Monday, October 6, 2008

The TV choice

Television is one of those things that causes a great debate among unschoolers. While some don't even own a television, others believe that there is no such thing as too much television. They completely trust that their children will watch whatever they need and that restricting television causes children to binge-watch whenever they get a chance. I've sometimes found myself to be the only moderate in the midst of such a debate, but today I found this blog, and the author sounds a lot like myself. He grew up a total addict but now tries to foster a more moderate viewing philosophy.

I've heard some parents say that they tried unschooling, but it didn't work for them because all their children did was watch cartoons all day. While some unschoolers would give an unqualified thumbs up to that practice, I would ask a few questions and suggest that they not throw out the baby (unschooling) with the bathwater (TV).

First, exactly how many hours are we talking about? Some parents might mean all afternoon when they say "all the time," while others might mean every waking hour. All afternoon is less troubling than every waking hour.

Second, what type of activities does the child have available other than television? Many kids today do not have a lot of options if they live in the city if their parents believe that unschooling means a total hands-off approach. They need parents to take them places, such as the library, museums, and parks. One woman asked if it was okay that her four-year-old son watched the same violent video game over and over again. After a bit of discussion, I learned that the family only owned that one video game. The child had no other options for video games. Still, I would not want a child that age to play any video game for an extended period of time, because they should be outside running around, getting exercise, and breathing fresh air.

There is all kinds of research available on the problems with watching too much television, such as obesity and lower academic performance. Television, like many things, is okay in moderation, but a steady diet of TV, like a steady diet of potato chips and candy, is not good for you. On the blog mentioned earlier, the author talks about his family's viewing habits. I personally don't watch any television, but I do watch a movie on DVD once a week. We don't have cable or a dish, but we subscribe to Netflix, which means the family doesn't watch more than three or four movies a week. Some members of my family do watch a couple of TV shows every week through the Internet.

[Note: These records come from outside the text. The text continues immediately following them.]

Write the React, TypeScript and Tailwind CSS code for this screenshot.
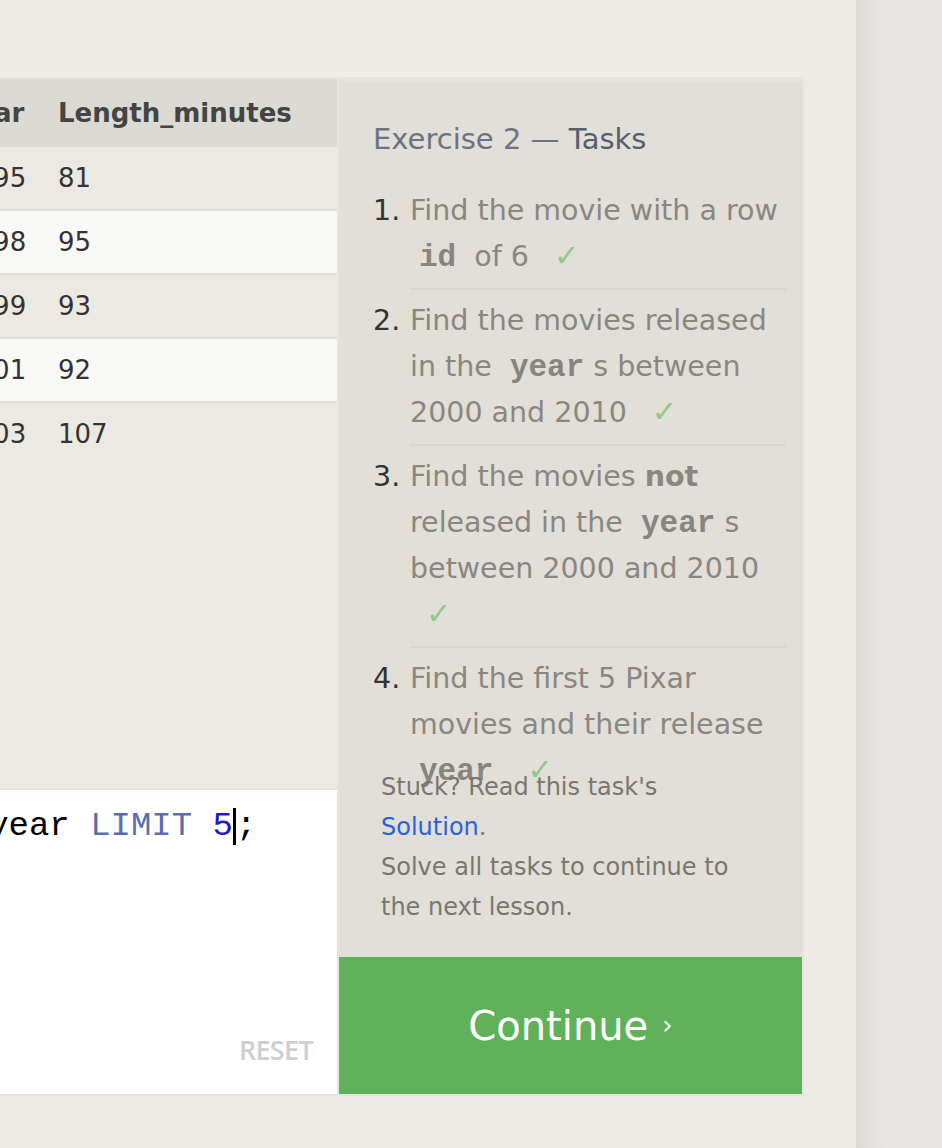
const movies = [
  { id: 1, title: "Toy Story", director: "John Lasseter", year: 1995, length: 81 },
  { id: 2, title: "A Bug's Life", director: "John Lasseter", year: 1998, length: 95 },
  { id: 3, title: "Toy Story 2", director: "John Lasseter", year: 1999, length: 93 },
  { id: 4, title: "Monsters, Inc.", director: "Pete Docter", year: 2001, length: 92 },
  { id: 5, title: "Finding Nemo", director: "Andrew Stanton", year: 2003, length: 107 },
];

const Check = () => (
  <span className="inline-block ml-4 leading-none text-[#8ec98a] text-[30px]">✓</span>
);

const Code = ({ children }: { children: React.ReactNode }) => (
  <code className="font-['Liberation_Mono',monospace] font-bold leading-none text-[31px] px-[9px] text-[#878580]">
    {children}
  </code>
);

const tasks: React.ReactNode[] = [
  <>Find the movie with a row <Code>id</Code> of 6 <Check /></>,
  <>Find the movies released in the <Code>year</Code>s between 2000 and 2010 <Check /></>,
  <>Find the movies <b className="font-bold">not</b> released in the <Code>year</Code>s between 2000 and 2010 <Check /></>,
  <>Find the first 5 Pixar movies and their release <Code>year</Code> <Check /></>,
];

const App = () => {
  return (
    <div className="min-h-screen flex bg-[#efece5] font-['DejaVu_Sans',sans-serif]">
      <div className="w-[856px] pt-[77px] pb-[52px]">
        <div className="w-[804px] flex bg-[#e6e4dd] border-t-2 border-r-2 border-b-2 border-[#e6e4dd]">
          {/* left: results table + editor */}
          <div className="w-[337px] flex flex-col">
            <div className="h-[709px] bg-[#ebe9e2] flex justify-end overflow-hidden">
              <div className="shrink-0 flex flex-col">
                <div className="flex h-[68px] items-center bg-[#dbdad3] text-[#444] font-bold text-[26px]">
                  <div className="w-[70px] px-4">Id</div>
                  <div className="w-[260px] px-4">Title</div>
                  <div className="w-[270px] px-4">Director</div>
                  <div className="w-[98px] px-4">Year</div>
                  <div className="w-[295px] px-4">Length_minutes</div>
                </div>
                {movies.map((m, i) => (
                  <div
                    key={m.id}
                    className={
                      "flex items-center text-[26px] text-[#333] " +
                      (i === movies.length - 1
                        ? "h-[62px] bg-[#ebe9e2]"
                        : "h-[64px] border-b-2 border-[#e0dfd9] " + (i % 2 === 0 ? "bg-[#ebe9e2]" : "bg-[#f8f8f7]"))
                    }
                  >
                    <div className="w-[70px] px-4">{m.id}</div>
                    <div className="w-[260px] px-4 whitespace-nowrap">{m.title}</div>
                    <div className="w-[270px] px-4 whitespace-nowrap">{m.director}</div>
                    <div className="w-[98px] px-4">{m.year}</div>
                    <div className="w-[295px] px-4">{m.length}</div>
                  </div>
                ))}
              </div>
            </div>
            <div className="h-[2px] bg-[#e4e2dc]" />
            <div className="flex-1 bg-white relative overflow-hidden pt-[16px]">
              <div className="ml-[-828px] whitespace-pre font-['Liberation_Mono',monospace] text-[34px] leading-[40px] text-black flex items-center">
                <span>SELECT title, year FROM movies ORDER BY year </span>
                <span className="text-[#5a6eab]">LIMIT</span>
                <span> </span>
                <span className="text-[#1c1cc6]">5</span>
                <span className="inline-block w-[3px] h-[37px] bg-black" />
                <span>;</span>
              </div>
              <button className="absolute right-[24px] bottom-[24px] font-['Open_Sans',sans-serif] text-[27px] font-semibold tracking-tight text-[#cfcfcf]">
                RESET
              </button>
            </div>
          </div>

          <div className="w-[2px]" />

          {/* right: tasks */}
          <div className="w-[463px] mt-[2px] flex flex-col bg-[#e1dfd7]">
            <div className="h-[686px] pl-[34px] pr-[16px] pt-[40px]">
              <h2 className="text-[29px] leading-[36px] text-[#6b7385]">
                Exercise 2 — <span className="text-[#566072]">Tasks</span>
              </h2>
              <ol className="mt-[23px]">
                {tasks.map((t, i) => (
                  <li key={i} className="flex text-[28.5px] leading-[46px]">
                    <span className="w-[37px] shrink-0 pt-[8px] text-[#333]">{i + 1}.</span>
                    <div
                      className={
                        "flex-1 pt-[8px] pb-[8px] text-[#8a8780] " +
                        (i < tasks.length - 1 ? "border-b-2 border-[#d8d6ce]" : "")
                      }
                    >
                      {t}
                    </div>
                  </li>
                ))}
              </ol>
            </div>
            <div className="pl-[42px] pr-[30px] pb-[30px] text-[24px] leading-[40px] text-[#7a7770]">
              <div>Stuck? Read this task's</div>
              <div>
                <a className="text-[#2d62d8]">Solution</a>.
              </div>
              <div>Solve all tasks to continue to the next lesson.</div>
            </div>
            <button className="h-[137px] bg-[#60b25a] flex items-center justify-center text-white text-[40px]">
              Continue<span className="ml-[14px] text-[26px]">›</span>
            </button>
          </div>
        </div>
      </div>
      <div className="flex-1 bg-[linear-gradient(to_right,#dcd9d6,#e9e6e3_28px)]" />
    </div>
  );
};

export default App;
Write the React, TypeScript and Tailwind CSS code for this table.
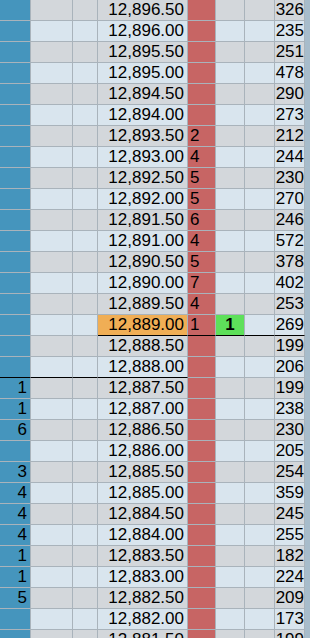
import React from "react";

type Row = {
  price: string;
  bid?: string;
  ask?: string;
  trade?: string;
  vol: string;
};

const rows: Row[] = [
  { price: "12,896.50", vol: "326" },
  { price: "12,896.00", vol: "235" },
  { price: "12,895.50", vol: "251" },
  { price: "12,895.00", vol: "478" },
  { price: "12,894.50", vol: "290" },
  { price: "12,894.00", vol: "273" },
  { price: "12,893.50", ask: "2", vol: "212" },
  { price: "12,893.00", ask: "4", vol: "244" },
  { price: "12,892.50", ask: "5", vol: "230" },
  { price: "12,892.00", ask: "5", vol: "270" },
  { price: "12,891.50", ask: "6", vol: "246" },
  { price: "12,891.00", ask: "4", vol: "572" },
  { price: "12,890.50", ask: "5", vol: "378" },
  { price: "12,890.00", ask: "7", vol: "402" },
  { price: "12,889.50", ask: "4", vol: "253" },
  { price: "12,889.00", ask: "1", trade: "1", vol: "269" },
  { price: "12,888.50", vol: "199" },
  { price: "12,888.00", vol: "206" },
  { price: "12,887.50", bid: "1", vol: "199" },
  { price: "12,887.00", bid: "1", vol: "238" },
  { price: "12,886.50", bid: "6", vol: "230" },
  { price: "12,886.00", vol: "205" },
  { price: "12,885.50", bid: "3", vol: "254" },
  { price: "12,885.00", bid: "4", vol: "359" },
  { price: "12,884.50", bid: "4", vol: "245" },
  { price: "12,884.00", bid: "4", vol: "255" },
  { price: "12,883.50", bid: "1", vol: "182" },
  { price: "12,883.00", bid: "1", vol: "224" },
  { price: "12,882.50", bid: "5", vol: "209" },
  { price: "12,882.00", vol: "173" },
  { price: "12,881.50", vol: "199" },
];

const LAST_INDEX = 15;
const SPLIT_INDEX = 17;

function LadderRow({ row, index }: { row: Row; index: number }) {
  const shade = index % 2 === 0 ? "bg-[#d3d7db]" : "bg-[#d9e5ee]";
  const leftLine = index === SPLIT_INDEX ? "border-b-black" : "border-b-[#a9b3bb]";
  const rightLine = index === LAST_INDEX ? "border-b-black" : "border-b-[#a9b3bb]";
  const isLast = index === LAST_INDEX;

  return (
    <div className="flex h-[21px] text-[17px] leading-[20px] text-black">
      <div className={`w-[31px] shrink-0 border-r border-b border-r-[#a9b3bb] ${leftLine} bg-[#4595bd] pr-[3px] text-right`}>
        {row.bid}
      </div>
      <div className={`w-[42px] shrink-0 border-r border-b border-r-[#a9b3bb] ${leftLine} ${shade}`} />
      <div className={`w-[25px] shrink-0 border-r border-b border-r-[#a9b3bb] ${leftLine} ${shade}`} />
      <div
        className={`w-[90px] shrink-0 border-r border-b border-r-[#a9b3bb] ${isLast ? "border-b-black bg-[#f0ae55]" : `${leftLine} ${shade}`} pr-[3px] text-right`}
      >
        {row.price}
      </div>
      <div className={`w-[28px] shrink-0 border-r border-b border-r-[#a9b3bb] ${rightLine} bg-[#c76564] pl-[2px]`}>
        {row.ask}
      </div>
      <div
        className={`w-[29px] shrink-0 border-r border-b border-r-[#a9b3bb] ${rightLine} ${row.trade ? "bg-[#5ee05a] font-bold" : shade} text-center`}
      >
        {row.trade}
      </div>
      <div className={`w-[30px] shrink-0 border-r border-b border-r-[#a9b3bb] ${rightLine} ${shade}`} />
      <div className={`w-[30px] shrink-0 border-r border-b border-r-[#a9b3bb] ${rightLine} ${shade} text-right`}>
        {row.vol}
      </div>
    </div>
  );
}

export default function App() {
  return (
    <div className="flex h-[638px] w-[323px] overflow-hidden bg-white font-['Liberation_Sans',Arial,sans-serif]">
      <div className="flex flex-col">
        {rows.map((row, i) => (
          <LadderRow key={row.price} row={row} index={i} />
        ))}
      </div>
      <div className="h-full w-[5px] shrink-0 bg-[#a7bccb]" />
    </div>
  );
}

I don't think that television is inherently bad. Indeed, I think there are great ways it can be used. Three years ago, my youngest child and I spent autumn watching all of the PBS House shows -- Frontier House, 1900 House, Colonial House, Manor House, etc. They're reality shows where people go back in time to live like people in a particular era, and it was the most fun history lesson imaginable. We learned so much and were very entertained in the process. It caused us to talk about how we would respond to living in such conditions, and ultimately we decided that although the clothing was pretty cool, we really like having toilet paper and indoor plumbing!

3 comments:

Lori said...

i've read many arguments that children in tv households won't read; i find that ridiculous. if you are a reading family, your children love books. if they love storytelling, they are going to love movies and tv.

true for us, anyway! ;^)

Cathy said...

I think everything in life is a balance. If I sit and read the entire day, I don't know that it is any better than watching TV all day because I have missed out on spending time with my family or taking a walk or learning how to knit. With balance, I feel our family can experience everything life has provided for us - even technology.

Deborah said...

That is SO true, Cathy! My oldest has always been such a bookworm that there have been times when I yell, "Put the book down! No more reading until ____ is done!"